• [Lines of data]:
---------------

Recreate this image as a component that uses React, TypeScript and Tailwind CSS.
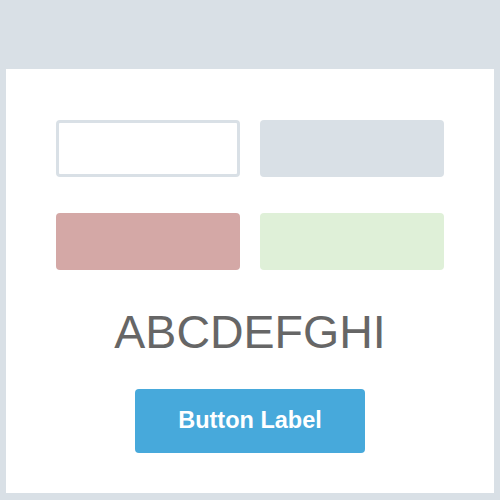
import React from 'react';

const App: React.FC = () => {
  return (
    <div className="w-[500px] h-[500px] bg-[#d9e0e6] pt-[69px] px-[6px] pb-[7px]" style={{ fontFamily: '"Liberation Sans", Arial, sans-serif' }}>
      <div className="h-full bg-white flex flex-col items-center pt-[51px]">
        <div className="grid grid-cols-[184px_184px] gap-x-[20px] gap-y-[36px]">
          <div className="h-[57px] rounded-[4px] border-[3px] border-[#d9e0e6] bg-white" />
          <div className="h-[57px] rounded-[4px] bg-[#d9e0e6]" />
          <div className="h-[57px] rounded-[4px] bg-[#d4a8a6]" />
          <div className="h-[57px] rounded-[4px] bg-[#dff0d8]" />
        </div>
        <div className="mt-[39px] text-[46.5px] leading-[46px] text-[#666666]">ABCDEFGHI</div>
        <button className="mt-[34px] w-[230px] h-[64px] rounded-[4px] bg-[#47a9db] text-white font-bold text-[23.5px]">
          Button Label
        </button>
      </div>
    </div>
  );
};

export default App;
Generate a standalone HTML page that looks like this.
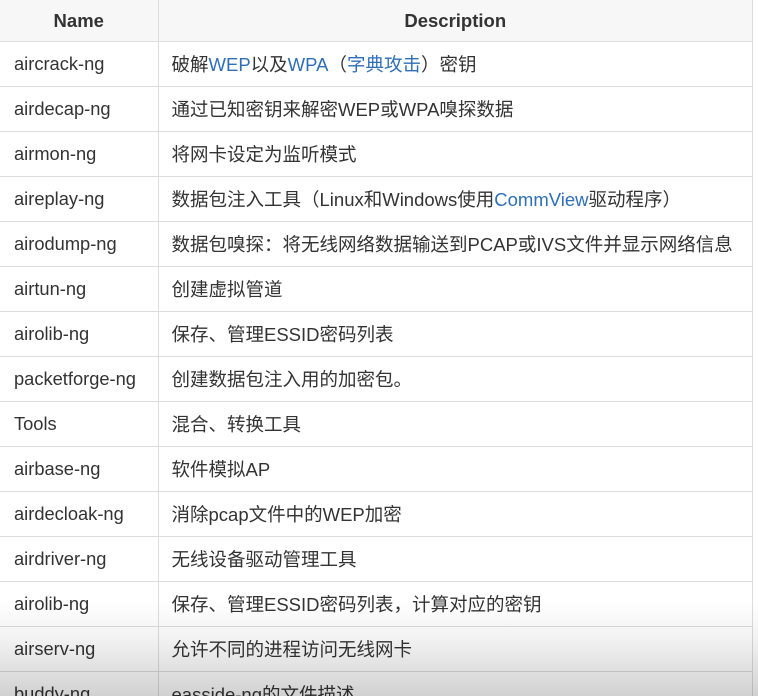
<!DOCTYPE html>
<html><head><meta charset="utf-8"><style>
html,body{margin:0;padding:0;width:758px;height:696px;overflow:hidden;background:#fff;}
body{font-family:"Liberation Sans","Noto Sans CJK SC",sans-serif;color:#333;font-size:18.5px;position:relative;}
table{position:absolute;left:0;top:-1px;border-collapse:collapse;width:753px;table-layout:fixed;}
td,th{height:44px;border:1px solid #ddd;padding:0 0 0 14px;vertical-align:middle;white-space:nowrap;overflow:hidden}
th{background:#f7f7f7;height:41px;font-weight:bold;text-align:center;padding:0;}
td:first-child{padding-left:14px;font-size:18.3px}
td+td{padding-left:13px}
tr td:first-child,tr th:first-child{border-left:none}
a{color:#2e6fb7;text-decoration:none}
.ov{position:absolute;left:0;right:0;top:600px;bottom:0;background:linear-gradient(rgba(0,0,0,0),rgba(0,0,0,0.05) 40%,rgba(0,0,0,0.18));pointer-events:none}
</style></head><body>
<table>
<colgroup><col style="width:158px"><col></colgroup>
<tr><th>Name</th><th>Description</th></tr>
<tr><td>aircrack-ng</td><td>破解<a>WEP</a>以及<a>WPA</a>（<a>字典攻击</a>）密钥</td></tr>
<tr><td>airdecap-ng</td><td>通过已知密钥来解密WEP或WPA嗅探数据</td></tr>
<tr><td>airmon-ng</td><td>将网卡设定为监听模式</td></tr>
<tr><td>aireplay-ng</td><td>数据包注入工具（Linux和Windows使用<a>CommView</a>驱动程序）</td></tr>
<tr><td>airodump-ng</td><td>数据包嗅探：将无线网络数据输送到PCAP或IVS文件并显示网络信息</td></tr>
<tr><td>airtun-ng</td><td>创建虚拟管道</td></tr>
<tr><td>airolib-ng</td><td>保存、管理ESSID密码列表</td></tr>
<tr><td>packetforge-ng</td><td>创建数据包注入用的加密包。</td></tr>
<tr><td>Tools</td><td>混合、转换工具</td></tr>
<tr><td>airbase-ng</td><td>软件模拟AP</td></tr>
<tr><td>airdecloak-ng</td><td>消除pcap文件中的WEP加密</td></tr>
<tr><td>airdriver-ng</td><td>无线设备驱动管理工具</td></tr>
<tr><td>airolib-ng</td><td>保存、管理ESSID密码列表，计算对应的密钥</td></tr>
<tr><td>airserv-ng</td><td>允许不同的进程访问无线网卡</td></tr>
<tr><td>buddy-ng</td><td>easside-ng的文件描述</td></tr>
</table>
<div class="ov"></div>
</body></html>
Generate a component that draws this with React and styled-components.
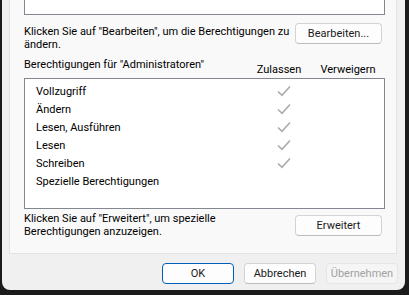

---------------

• [Exercise aim]: Go from the first line of the listing to the line holding "export default App;" and, please, transcribe those lines exactly, both included, with no pictures.

• [Result for this exercise]:
Recreate this image as a component that uses React, TypeScript and Tailwind CSS.
import React from 'react';

const App: React.FC = () => {
  return (
    <div className="w-[500px] h-[500px] bg-[#d9e0e6] pt-[69px] px-[6px] pb-[7px]" style={{ fontFamily: '"Liberation Sans", Arial, sans-serif' }}>
      <div className="h-full bg-white flex flex-col items-center pt-[51px]">
        <div className="grid grid-cols-[184px_184px] gap-x-[20px] gap-y-[36px]">
          <div className="h-[57px] rounded-[4px] border-[3px] border-[#d9e0e6] bg-white" />
          <div className="h-[57px] rounded-[4px] bg-[#d9e0e6]" />
          <div className="h-[57px] rounded-[4px] bg-[#d4a8a6]" />
          <div className="h-[57px] rounded-[4px] bg-[#dff0d8]" />
        </div>
        <div className="mt-[39px] text-[46.5px] leading-[46px] text-[#666666]">ABCDEFGHI</div>
        <button className="mt-[34px] w-[230px] h-[64px] rounded-[4px] bg-[#47a9db] text-white font-bold text-[23.5px]">
          Button Label
        </button>
      </div>
    </div>
  );
};

export default App;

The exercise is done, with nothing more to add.